Monday 13 July 2015

"HOW FINANCIAL MARKET VOLATILITY LEADS TO SHARP COMMODITY SLUMPS?"

How Financial Market Volatility Leads To Sharp Commodity Slumps?

A number of commodities have seen sharp corrections lower in recent weeks just as financial market volatility has been on the rise.

A new report by Deutsche Bank says that the recent sharp slump in commodities are more financially driven than a reflection of worsening physical demand for commodities.

A number of commodities have seen sharp declines since the end of June including iron ore (-25%), Brent crude oil (-9%), copper (-5%), thermal coal (-4%) in tandem with a selloff in Chinese equities and as the final days of reckoning in the Greek debt crisis approach.

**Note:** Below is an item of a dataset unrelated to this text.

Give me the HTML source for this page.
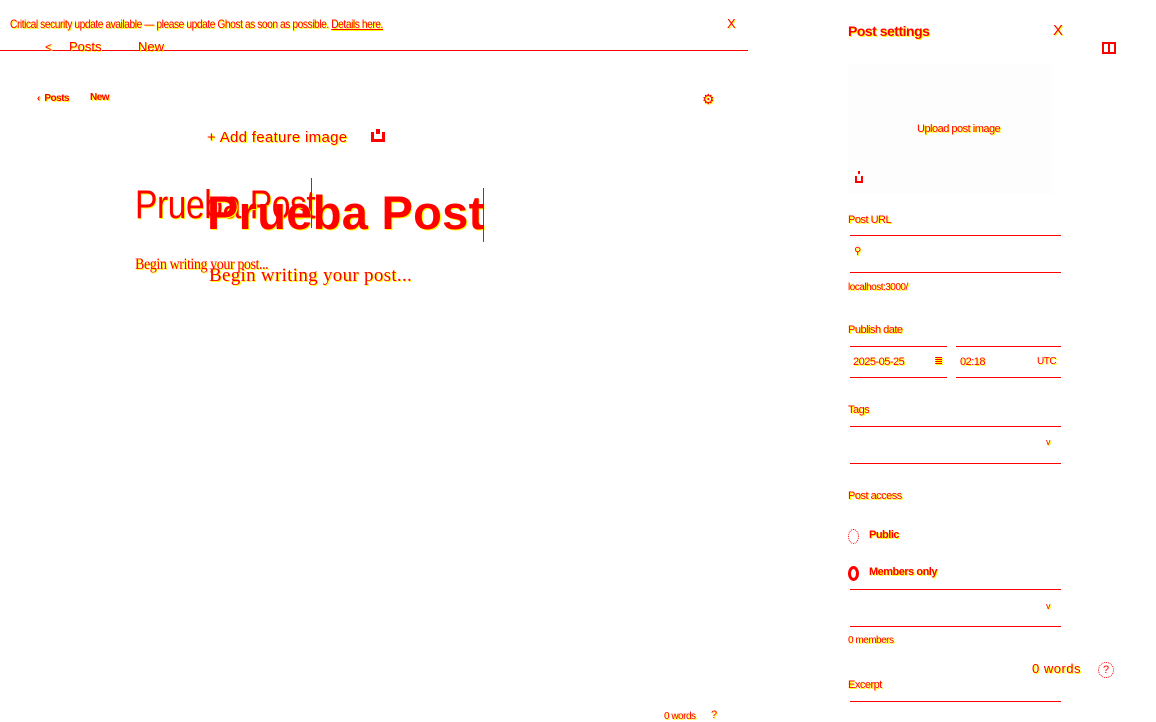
<!DOCTYPE html>
<html><head><meta charset="utf-8"><style>
*{margin:0;padding:0;box-sizing:border-box}
body{width:1156px;height:717px;background:#fff;position:relative;overflow:hidden;font-family:"Liberation Sans",sans-serif;color:#f00}
.a{position:absolute;white-space:nowrap;text-shadow:1px 1px 0 #ff0}
.n{font-family:"Liberation Sans Narrow","Liberation Sans",sans-serif;letter-spacing:-0.5px}
.l{position:absolute;height:1px;background:#f00}
.b{font-weight:bold}
</style></head><body>
<div class="a n" style="left:10px;top:17px;font-size:12px;transform:scaleX(.85);transform-origin:left">Critical security update available — please update Ghost as soon as possible. <u>Details here.</u></div>
<div class="a" style="left:727px;top:16px;font-size:13px">X</div>
<div class="l" style="left:0;top:50px;width:748px"></div>
<div class="a" style="left:45px;top:40px;font-size:12px">&lt;</div>
<div class="a" style="left:69px;top:39px;font-size:13px">Posts</div>
<div class="a" style="left:138px;top:39px;font-size:13px">New</div>
<div class="a n b" style="left:37px;top:93px;font-size:10px">‹ &nbsp;Posts</div>
<div class="a n b" style="left:90px;top:92px;font-size:10px">New</div>
<div class="a" style="left:702px;top:91px;font-size:14px">⚙</div>
<div class="a" style="left:207px;top:129px;font-size:15px;letter-spacing:.3px">+ Add feature image</div>
<div style="position:absolute;left:371px;top:132px;width:14px;height:10px;border:3px solid #f00;border-top:none"></div>
<div style="position:absolute;left:376px;top:129px;width:4px;height:5px;background:#f00"></div>
<div class="a n" style="left:135px;top:183px;font-size:40px;transform:scaleX(.84);transform-origin:left">Prueba Post</div>
<div class="a b" style="left:207px;top:185px;font-size:47px;letter-spacing:.3px">Prueba Post</div>
<div style="position:absolute;left:483px;top:188px;width:1px;height:54px;background:#f00"></div>
<div style="position:absolute;left:311px;top:178px;width:1px;height:50px;background:#f00"></div>
<div class="a n" style="left:135px;top:256px;font-family:'Liberation Serif',serif;font-size:16px;transform:scaleX(.88);transform-origin:left">Begin writing your post...</div>
<div class="a" style="left:209px;top:265px;font-family:'Liberation Serif',serif;font-size:19px;letter-spacing:.3px">Begin writing your post...</div>
<div class="a n" style="left:664px;top:711px;font-size:10px">0 words</div>
<div class="a" style="left:711px;top:709px;font-size:11px">?</div>

<div class="a n b" style="left:848px;top:23px;font-size:14px">Post settings</div>
<div class="a" style="left:1053px;top:22px;font-size:15px">X</div>
<div style="position:absolute;left:1102px;top:42px;width:14px;height:12px;border:2px solid #f00"></div>
<div style="position:absolute;left:1108px;top:42px;width:2px;height:12px;background:#f00"></div>
<div style="position:absolute;left:848px;top:64px;width:204px;height:130px;background:#fdfdfd"></div>
<div class="a n" style="left:917px;top:123px;font-size:11px">Upload post image</div>
<div style="position:absolute;left:855px;top:176px;width:8px;height:7px;border:2px solid #f00;border-top:none"></div>
<div style="position:absolute;left:858px;top:171px;width:2px;height:3px;background:#f00"></div>
<div class="a n" style="left:848px;top:214px;font-size:11px">Post URL</div>
<div class="l" style="left:850px;top:235px;width:211px"></div>
<div class="l" style="left:850px;top:272px;width:211px"></div>
<div class="a" style="left:854px;top:246px;font-size:10px">⚲</div>
<div class="a n" style="left:848px;top:282px;font-size:10px">localhost:3000/</div>
<div class="a n" style="left:848px;top:324px;font-size:11px">Publish date</div>
<div class="l" style="left:850px;top:346px;width:97px"></div>
<div class="l" style="left:850px;top:377px;width:97px"></div>
<div class="l" style="left:956px;top:346px;width:105px"></div>
<div class="l" style="left:956px;top:377px;width:105px"></div>
<div class="a n" style="left:853px;top:356px;font-size:11px">2025-05-25</div>
<div class="a" style="left:934px;top:354px;font-size:11px">≣</div>
<div class="a n" style="left:960px;top:356px;font-size:11px">02:18</div>
<div class="a n" style="left:1037px;top:356px;font-size:10px">UTC</div>
<div class="a n" style="left:848px;top:404px;font-size:11px">Tags</div>
<div class="l" style="left:850px;top:426px;width:211px"></div>
<div class="l" style="left:850px;top:463px;width:211px"></div>
<div class="a" style="left:1046px;top:437px;font-size:9px">v</div>
<div class="a n" style="left:848px;top:490px;font-size:11px">Post access</div>
<div style="position:absolute;left:848px;top:529px;width:11px;height:15px;border:1px dotted #f00;border-radius:50%"></div>
<div class="a n b" style="left:869px;top:529px;font-size:11px">Public</div>
<div style="position:absolute;left:848px;top:566px;width:11px;height:15px;border:3px solid #f00;border-radius:50%"></div>
<div class="a n b" style="left:869px;top:566px;font-size:11px">Members only</div>
<div class="l" style="left:850px;top:589px;width:211px"></div>
<div class="l" style="left:850px;top:626px;width:211px"></div>
<div class="a" style="left:1046px;top:601px;font-size:9px">v</div>
<div class="a n" style="left:848px;top:635px;font-size:10px">0 members</div>
<div class="a" style="left:1032px;top:661px;font-size:13px;letter-spacing:.5px">0 words</div>
<div style="position:absolute;left:1098px;top:662px;width:16px;height:16px;border:1px dotted #f00;border-radius:50%;font-size:11px;text-align:center;line-height:14px">?</div>
<div class="a n" style="left:848px;top:679px;font-size:11px">Excerpt</div>
<div class="l" style="left:850px;top:701px;width:211px"></div>
</body></html>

One possible causal link could be the various restrictions against selling Chinese equities which, in DB’s view, mean that commodities can serve as a proxy hedge. Additionally, liquidation of commodity holdings could fund margin calls on the Chinese equity market exposure.

“Financial market volatility will not, at this stage, materially alter our fundamental market balance assumptions, and in this sense commodity markets have suffered an exogenous shock over the past week.”

A more serious concern is whether these events will unfold in such a manner as to deflect economic growth expectations to the downside in the weeks and months ahead.

DB’s China economists believe that the Chinese equity decline, particularly in H-share Hong Kong market, is not supported by fundamentals.

“Although retail investors represent the majority of share turnover, we expect little spillover to the real economy as equity exposure represents a small share of household assets compared to real estate.”

“However, we would view bulk commodities and specifically iron ore and thermal coal, as markets which are structurally weak where any price recoveries are likely to be unsustainable,” DB said.

“Moreover we do not see the decline in oil as changing the fundamentally negative outlook, so any price rebound on a normalization of the financial environment will be limited, in our view. We continue to watch fundamentals of energy names in the US High Yield sector given the broader contagion risks a default cycle in this sector might pose.”